--- Raw data ---
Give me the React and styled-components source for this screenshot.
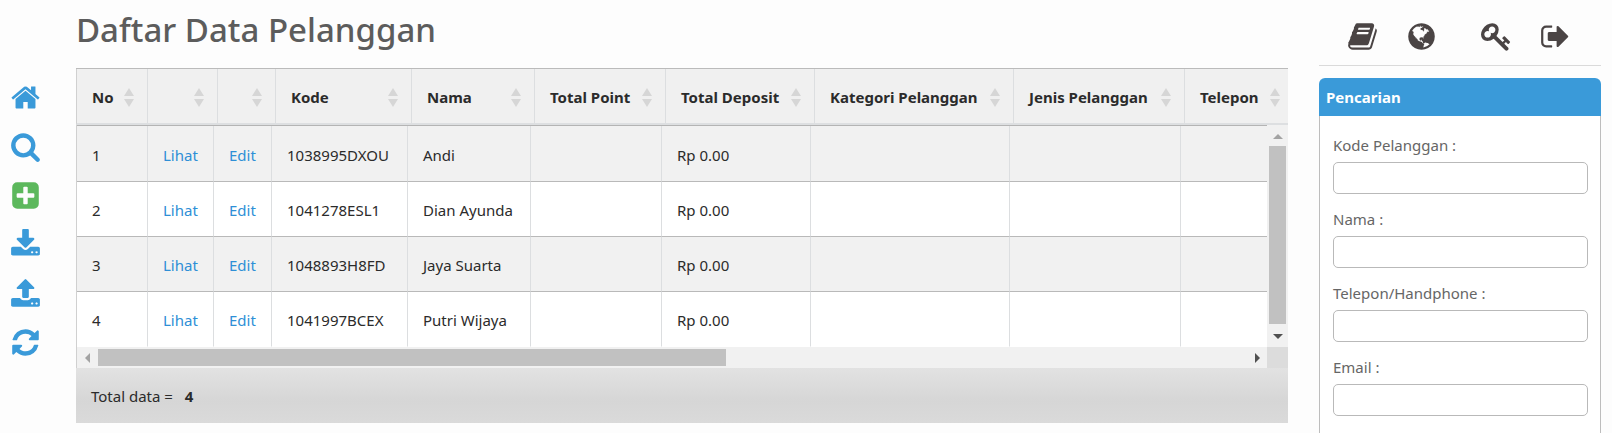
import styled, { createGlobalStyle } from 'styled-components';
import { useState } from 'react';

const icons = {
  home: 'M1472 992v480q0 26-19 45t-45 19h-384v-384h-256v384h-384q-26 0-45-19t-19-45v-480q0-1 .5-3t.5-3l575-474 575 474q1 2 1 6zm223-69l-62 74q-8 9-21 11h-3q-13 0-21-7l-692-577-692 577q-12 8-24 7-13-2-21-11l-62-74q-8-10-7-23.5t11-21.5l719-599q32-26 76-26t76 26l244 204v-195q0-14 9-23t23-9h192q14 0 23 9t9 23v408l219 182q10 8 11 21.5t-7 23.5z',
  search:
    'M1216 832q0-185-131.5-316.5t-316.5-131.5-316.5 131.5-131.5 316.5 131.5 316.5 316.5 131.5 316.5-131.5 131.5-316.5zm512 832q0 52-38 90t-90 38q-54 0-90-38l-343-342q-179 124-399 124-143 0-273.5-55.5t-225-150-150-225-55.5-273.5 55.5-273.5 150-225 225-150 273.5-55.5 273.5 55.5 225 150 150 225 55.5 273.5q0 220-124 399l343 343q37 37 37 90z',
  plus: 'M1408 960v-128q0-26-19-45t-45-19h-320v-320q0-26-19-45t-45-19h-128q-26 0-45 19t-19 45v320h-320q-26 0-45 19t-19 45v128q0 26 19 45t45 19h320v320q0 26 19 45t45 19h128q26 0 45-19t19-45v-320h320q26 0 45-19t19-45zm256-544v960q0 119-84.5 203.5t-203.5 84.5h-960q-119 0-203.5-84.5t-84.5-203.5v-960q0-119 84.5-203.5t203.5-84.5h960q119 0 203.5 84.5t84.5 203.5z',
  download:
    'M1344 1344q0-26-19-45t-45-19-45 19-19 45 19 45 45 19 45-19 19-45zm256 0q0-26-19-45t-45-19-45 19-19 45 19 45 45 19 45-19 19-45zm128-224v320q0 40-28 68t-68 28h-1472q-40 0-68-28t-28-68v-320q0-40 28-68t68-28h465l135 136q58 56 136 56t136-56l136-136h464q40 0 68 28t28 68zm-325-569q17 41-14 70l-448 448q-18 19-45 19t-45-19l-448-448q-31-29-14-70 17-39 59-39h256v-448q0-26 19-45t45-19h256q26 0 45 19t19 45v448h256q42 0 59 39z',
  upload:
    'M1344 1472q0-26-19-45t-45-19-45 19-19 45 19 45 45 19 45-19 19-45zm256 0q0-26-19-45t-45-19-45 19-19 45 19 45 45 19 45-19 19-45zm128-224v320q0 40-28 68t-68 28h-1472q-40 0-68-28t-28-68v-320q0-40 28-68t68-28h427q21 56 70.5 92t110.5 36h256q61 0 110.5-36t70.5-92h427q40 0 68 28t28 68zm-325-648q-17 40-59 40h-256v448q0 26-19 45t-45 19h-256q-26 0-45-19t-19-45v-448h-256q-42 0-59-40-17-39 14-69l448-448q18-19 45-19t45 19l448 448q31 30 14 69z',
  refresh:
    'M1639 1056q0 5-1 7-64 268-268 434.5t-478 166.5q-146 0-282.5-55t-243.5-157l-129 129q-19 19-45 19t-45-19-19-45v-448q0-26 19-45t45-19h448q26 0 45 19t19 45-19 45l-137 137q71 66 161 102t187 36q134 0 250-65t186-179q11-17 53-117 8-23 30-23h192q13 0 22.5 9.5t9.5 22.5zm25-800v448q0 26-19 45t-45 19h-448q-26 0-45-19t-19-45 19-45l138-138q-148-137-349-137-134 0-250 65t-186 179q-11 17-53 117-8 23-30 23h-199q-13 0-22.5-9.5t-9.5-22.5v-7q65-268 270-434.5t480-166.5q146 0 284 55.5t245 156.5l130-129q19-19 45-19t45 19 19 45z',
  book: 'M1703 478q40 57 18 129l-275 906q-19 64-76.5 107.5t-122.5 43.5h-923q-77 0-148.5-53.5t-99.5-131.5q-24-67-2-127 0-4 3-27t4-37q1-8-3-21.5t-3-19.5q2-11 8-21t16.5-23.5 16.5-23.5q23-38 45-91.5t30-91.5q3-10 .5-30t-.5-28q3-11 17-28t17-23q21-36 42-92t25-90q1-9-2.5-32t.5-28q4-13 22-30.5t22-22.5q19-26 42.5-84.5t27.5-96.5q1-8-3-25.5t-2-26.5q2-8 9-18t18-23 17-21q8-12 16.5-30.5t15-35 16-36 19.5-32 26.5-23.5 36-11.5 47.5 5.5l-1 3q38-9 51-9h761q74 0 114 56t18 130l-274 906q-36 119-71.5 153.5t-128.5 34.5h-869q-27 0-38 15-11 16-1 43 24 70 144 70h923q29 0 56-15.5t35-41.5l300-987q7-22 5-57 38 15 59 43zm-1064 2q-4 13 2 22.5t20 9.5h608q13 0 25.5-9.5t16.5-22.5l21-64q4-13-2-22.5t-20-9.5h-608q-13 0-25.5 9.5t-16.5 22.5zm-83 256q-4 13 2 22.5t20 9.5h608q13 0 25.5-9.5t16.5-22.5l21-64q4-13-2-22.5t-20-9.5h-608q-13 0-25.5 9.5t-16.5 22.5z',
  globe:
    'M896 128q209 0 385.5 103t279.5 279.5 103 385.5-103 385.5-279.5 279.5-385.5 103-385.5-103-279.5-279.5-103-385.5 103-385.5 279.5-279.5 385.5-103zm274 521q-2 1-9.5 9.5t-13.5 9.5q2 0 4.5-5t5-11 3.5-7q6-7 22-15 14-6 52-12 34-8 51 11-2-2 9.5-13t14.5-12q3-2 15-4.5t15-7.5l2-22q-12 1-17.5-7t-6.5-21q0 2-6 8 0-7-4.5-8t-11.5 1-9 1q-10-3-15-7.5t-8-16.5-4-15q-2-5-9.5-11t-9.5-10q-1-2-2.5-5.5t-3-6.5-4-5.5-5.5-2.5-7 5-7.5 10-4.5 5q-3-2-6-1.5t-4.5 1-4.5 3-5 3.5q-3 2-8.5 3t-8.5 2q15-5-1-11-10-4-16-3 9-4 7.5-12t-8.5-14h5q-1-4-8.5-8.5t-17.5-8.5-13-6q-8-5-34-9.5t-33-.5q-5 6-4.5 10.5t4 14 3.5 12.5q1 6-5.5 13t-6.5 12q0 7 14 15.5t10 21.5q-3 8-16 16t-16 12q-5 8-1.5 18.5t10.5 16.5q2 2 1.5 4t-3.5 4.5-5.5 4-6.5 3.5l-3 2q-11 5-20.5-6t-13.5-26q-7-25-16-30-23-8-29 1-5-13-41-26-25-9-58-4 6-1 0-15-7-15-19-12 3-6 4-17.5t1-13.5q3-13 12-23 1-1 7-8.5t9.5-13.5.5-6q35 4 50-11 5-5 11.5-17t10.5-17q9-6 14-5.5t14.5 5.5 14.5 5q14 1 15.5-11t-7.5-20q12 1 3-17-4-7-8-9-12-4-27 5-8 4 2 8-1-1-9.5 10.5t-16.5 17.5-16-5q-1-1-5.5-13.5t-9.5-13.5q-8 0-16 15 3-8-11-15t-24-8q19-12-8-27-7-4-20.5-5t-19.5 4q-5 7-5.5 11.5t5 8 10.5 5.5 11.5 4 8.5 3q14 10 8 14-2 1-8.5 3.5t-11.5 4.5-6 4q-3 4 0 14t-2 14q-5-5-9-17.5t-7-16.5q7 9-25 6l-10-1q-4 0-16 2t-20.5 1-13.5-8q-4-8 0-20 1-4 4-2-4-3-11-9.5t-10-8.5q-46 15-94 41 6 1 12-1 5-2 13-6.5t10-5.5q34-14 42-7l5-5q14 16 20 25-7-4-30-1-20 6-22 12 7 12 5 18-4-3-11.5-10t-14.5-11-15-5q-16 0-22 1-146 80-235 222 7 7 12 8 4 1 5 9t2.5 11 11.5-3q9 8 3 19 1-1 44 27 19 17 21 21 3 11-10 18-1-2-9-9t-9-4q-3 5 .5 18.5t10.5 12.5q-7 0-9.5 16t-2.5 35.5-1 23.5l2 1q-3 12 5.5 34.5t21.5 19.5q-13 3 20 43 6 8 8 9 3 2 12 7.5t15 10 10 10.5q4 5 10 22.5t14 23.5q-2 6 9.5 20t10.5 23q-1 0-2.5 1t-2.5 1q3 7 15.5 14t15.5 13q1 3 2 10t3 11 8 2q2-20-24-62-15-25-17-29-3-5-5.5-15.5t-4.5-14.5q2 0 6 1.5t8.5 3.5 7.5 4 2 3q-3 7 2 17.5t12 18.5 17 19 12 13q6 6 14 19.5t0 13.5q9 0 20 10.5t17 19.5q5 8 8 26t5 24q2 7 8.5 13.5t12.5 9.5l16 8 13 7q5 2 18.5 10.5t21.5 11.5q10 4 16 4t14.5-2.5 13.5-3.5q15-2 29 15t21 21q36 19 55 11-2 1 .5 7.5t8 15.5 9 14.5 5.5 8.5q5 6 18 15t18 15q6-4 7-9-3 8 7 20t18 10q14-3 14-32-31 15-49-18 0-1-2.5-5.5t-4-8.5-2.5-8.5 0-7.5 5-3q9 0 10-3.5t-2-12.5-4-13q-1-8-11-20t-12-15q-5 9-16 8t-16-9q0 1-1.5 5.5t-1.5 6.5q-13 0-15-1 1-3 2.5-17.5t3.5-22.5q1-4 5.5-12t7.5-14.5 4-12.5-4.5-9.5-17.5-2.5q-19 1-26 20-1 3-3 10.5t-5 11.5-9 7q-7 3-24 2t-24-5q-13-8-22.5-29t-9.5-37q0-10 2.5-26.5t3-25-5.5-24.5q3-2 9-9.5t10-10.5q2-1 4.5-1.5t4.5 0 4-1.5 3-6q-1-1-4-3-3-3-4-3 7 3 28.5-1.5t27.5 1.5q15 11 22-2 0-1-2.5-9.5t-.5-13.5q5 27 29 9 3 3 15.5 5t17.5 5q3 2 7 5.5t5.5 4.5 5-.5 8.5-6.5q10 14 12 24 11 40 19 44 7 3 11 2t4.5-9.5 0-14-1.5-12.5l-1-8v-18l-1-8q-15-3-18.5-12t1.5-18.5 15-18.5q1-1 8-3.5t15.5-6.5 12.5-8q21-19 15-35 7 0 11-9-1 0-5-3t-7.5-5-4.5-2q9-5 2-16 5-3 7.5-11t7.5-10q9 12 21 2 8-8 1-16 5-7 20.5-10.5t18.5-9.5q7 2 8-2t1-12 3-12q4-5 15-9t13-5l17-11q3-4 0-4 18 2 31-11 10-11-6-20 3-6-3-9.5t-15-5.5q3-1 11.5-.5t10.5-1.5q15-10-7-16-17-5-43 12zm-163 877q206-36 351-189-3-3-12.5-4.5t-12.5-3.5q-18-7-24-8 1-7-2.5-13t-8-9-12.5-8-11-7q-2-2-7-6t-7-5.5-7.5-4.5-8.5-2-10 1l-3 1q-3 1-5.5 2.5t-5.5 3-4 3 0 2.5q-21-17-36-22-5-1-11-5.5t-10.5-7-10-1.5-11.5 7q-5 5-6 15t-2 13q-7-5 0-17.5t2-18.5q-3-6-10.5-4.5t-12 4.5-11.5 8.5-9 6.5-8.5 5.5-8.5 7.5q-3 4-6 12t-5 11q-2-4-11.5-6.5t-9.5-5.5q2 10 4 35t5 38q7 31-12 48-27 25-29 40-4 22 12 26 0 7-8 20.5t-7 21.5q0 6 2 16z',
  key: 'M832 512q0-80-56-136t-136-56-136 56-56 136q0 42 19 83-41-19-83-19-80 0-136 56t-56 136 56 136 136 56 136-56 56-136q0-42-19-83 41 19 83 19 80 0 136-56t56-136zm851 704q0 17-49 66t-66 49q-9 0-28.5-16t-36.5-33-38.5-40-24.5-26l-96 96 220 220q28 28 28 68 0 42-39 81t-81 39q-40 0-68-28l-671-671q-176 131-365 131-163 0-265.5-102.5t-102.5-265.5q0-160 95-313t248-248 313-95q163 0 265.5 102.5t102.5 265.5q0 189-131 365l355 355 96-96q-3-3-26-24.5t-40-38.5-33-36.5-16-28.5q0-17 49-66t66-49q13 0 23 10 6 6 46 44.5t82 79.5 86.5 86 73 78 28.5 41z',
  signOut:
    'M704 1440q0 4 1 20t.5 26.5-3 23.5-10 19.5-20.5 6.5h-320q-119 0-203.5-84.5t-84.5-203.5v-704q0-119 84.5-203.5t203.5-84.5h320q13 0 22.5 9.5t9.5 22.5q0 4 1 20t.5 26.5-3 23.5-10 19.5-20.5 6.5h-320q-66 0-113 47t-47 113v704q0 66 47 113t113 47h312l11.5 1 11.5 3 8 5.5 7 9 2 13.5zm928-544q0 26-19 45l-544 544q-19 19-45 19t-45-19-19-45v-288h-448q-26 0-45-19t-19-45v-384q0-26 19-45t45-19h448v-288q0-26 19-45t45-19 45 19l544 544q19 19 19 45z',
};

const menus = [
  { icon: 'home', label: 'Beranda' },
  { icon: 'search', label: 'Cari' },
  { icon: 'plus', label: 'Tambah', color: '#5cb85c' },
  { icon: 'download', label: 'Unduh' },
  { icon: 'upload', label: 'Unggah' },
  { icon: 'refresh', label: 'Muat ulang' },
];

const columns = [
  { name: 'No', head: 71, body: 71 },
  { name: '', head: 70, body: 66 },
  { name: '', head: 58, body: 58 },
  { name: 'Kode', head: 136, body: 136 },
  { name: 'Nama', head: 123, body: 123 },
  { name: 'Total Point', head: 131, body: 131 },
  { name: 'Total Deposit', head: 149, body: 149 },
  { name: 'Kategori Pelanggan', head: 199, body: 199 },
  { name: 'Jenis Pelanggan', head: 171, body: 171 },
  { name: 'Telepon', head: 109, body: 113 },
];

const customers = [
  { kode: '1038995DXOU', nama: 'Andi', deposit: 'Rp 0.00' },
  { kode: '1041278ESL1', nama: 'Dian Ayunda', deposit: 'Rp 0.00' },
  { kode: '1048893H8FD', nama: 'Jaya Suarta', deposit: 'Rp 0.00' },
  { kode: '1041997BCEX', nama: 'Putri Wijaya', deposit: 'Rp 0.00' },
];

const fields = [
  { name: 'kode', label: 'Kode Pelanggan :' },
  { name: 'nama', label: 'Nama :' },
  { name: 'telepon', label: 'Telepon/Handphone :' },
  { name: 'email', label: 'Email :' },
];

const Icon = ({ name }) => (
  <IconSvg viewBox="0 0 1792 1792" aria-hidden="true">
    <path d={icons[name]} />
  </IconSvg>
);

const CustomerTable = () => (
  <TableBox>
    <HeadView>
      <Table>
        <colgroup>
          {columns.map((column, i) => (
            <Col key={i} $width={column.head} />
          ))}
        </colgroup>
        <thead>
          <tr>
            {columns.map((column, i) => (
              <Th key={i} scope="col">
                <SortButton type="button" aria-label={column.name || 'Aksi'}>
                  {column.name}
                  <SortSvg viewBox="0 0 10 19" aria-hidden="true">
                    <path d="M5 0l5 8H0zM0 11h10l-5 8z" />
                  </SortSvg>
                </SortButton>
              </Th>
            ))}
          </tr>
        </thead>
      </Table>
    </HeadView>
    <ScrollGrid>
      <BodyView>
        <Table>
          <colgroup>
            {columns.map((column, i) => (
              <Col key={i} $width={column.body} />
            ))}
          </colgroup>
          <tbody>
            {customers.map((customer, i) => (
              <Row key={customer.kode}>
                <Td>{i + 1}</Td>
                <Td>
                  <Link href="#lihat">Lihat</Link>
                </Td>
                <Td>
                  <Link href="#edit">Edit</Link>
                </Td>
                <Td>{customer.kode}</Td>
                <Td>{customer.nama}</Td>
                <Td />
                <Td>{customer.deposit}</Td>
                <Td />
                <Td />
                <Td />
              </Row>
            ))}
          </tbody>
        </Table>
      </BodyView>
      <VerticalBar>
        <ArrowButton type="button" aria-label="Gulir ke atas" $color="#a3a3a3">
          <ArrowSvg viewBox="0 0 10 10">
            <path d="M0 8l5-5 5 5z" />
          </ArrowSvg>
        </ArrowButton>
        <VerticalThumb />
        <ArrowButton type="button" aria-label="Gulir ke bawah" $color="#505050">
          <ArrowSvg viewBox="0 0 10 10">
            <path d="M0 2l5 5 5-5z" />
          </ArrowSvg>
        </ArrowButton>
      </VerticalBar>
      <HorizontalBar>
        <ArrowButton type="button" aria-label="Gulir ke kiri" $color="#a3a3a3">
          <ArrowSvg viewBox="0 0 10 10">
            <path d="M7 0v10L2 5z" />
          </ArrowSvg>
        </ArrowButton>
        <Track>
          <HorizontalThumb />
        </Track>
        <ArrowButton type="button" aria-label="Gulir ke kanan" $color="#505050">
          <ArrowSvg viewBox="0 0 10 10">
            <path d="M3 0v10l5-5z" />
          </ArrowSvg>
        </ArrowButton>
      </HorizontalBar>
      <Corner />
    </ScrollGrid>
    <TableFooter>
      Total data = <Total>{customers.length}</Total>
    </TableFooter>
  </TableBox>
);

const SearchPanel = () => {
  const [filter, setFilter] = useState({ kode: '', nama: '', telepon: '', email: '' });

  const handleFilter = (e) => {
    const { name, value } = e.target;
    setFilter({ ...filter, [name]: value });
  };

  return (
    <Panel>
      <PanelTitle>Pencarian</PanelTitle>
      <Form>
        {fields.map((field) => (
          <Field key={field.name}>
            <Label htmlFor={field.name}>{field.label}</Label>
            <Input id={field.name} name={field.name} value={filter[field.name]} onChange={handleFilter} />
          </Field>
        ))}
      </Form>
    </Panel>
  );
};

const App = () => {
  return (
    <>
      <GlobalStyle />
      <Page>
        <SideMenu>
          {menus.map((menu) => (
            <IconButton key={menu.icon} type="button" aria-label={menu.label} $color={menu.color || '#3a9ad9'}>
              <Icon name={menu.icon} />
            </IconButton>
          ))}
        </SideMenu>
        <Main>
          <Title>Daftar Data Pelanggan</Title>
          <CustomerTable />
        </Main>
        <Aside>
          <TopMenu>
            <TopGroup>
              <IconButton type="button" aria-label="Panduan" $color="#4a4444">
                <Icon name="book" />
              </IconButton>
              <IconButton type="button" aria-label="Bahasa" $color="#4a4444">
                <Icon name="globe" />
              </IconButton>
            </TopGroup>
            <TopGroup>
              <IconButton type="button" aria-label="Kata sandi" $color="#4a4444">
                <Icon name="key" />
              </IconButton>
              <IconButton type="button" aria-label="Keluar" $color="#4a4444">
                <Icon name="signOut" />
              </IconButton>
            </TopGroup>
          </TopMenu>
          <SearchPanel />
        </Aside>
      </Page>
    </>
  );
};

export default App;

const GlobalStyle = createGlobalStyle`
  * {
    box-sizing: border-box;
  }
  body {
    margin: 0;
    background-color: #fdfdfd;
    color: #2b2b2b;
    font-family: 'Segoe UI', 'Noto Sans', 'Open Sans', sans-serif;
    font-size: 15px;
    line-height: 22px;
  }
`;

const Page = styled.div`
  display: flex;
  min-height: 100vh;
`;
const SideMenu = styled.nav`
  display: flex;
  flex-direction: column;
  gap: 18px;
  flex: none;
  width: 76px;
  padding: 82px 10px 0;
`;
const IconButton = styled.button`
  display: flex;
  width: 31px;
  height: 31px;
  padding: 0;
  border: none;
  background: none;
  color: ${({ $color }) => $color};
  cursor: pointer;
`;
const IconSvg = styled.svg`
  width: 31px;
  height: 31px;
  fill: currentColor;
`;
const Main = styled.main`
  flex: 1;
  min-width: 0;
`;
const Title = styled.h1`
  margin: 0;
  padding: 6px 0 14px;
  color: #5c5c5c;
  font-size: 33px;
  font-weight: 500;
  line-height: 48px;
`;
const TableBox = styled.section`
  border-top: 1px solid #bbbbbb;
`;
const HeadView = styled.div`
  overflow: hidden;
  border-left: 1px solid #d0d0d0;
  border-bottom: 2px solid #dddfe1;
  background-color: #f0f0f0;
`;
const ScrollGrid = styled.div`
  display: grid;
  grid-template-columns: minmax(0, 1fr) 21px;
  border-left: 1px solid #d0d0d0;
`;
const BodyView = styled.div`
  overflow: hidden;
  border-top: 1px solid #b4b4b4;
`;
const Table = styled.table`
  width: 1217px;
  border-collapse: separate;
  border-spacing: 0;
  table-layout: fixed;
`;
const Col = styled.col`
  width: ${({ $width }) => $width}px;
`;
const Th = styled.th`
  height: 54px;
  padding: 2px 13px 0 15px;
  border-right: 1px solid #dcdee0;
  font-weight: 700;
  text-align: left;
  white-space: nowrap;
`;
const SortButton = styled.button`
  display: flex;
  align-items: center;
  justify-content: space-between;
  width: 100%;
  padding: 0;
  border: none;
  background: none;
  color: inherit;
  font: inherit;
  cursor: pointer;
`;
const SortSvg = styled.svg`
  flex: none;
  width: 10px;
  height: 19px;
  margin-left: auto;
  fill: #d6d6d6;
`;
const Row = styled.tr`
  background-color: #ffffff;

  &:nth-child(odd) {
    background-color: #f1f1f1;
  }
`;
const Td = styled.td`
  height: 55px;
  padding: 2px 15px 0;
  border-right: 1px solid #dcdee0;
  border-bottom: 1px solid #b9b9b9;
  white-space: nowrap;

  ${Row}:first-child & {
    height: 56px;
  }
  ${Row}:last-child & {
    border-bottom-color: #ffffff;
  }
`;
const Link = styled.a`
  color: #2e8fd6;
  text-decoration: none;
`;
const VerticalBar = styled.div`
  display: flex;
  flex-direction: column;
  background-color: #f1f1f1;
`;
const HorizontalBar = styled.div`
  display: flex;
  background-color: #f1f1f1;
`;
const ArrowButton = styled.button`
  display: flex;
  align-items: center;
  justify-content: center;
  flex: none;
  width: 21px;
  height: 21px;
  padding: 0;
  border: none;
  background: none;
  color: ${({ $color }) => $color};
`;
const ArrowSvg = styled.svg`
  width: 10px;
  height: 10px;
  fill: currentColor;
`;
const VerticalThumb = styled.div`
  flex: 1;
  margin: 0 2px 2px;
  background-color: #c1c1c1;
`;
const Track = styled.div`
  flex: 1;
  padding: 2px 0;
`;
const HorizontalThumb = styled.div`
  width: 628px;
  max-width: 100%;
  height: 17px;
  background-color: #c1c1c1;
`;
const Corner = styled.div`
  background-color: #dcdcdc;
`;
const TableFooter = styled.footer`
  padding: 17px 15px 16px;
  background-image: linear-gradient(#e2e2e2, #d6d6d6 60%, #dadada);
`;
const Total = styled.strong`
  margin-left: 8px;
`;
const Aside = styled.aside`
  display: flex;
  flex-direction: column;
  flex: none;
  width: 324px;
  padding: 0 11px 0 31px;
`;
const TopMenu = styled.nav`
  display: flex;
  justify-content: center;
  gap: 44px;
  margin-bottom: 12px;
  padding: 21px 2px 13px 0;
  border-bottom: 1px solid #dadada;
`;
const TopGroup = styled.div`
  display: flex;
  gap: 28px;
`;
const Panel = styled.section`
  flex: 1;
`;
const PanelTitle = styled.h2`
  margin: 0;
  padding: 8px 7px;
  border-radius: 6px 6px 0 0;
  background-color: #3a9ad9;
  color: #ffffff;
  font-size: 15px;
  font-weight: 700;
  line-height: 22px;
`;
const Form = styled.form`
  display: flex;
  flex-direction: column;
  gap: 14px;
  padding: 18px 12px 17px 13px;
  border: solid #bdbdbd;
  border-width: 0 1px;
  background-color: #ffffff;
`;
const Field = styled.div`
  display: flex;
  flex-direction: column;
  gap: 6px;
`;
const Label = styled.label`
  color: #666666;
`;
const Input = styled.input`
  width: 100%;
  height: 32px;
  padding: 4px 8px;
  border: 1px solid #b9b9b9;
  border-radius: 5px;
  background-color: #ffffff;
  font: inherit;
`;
---
Compute how many lines include the string "components", then give that number by itself.

• [Response to this task]
2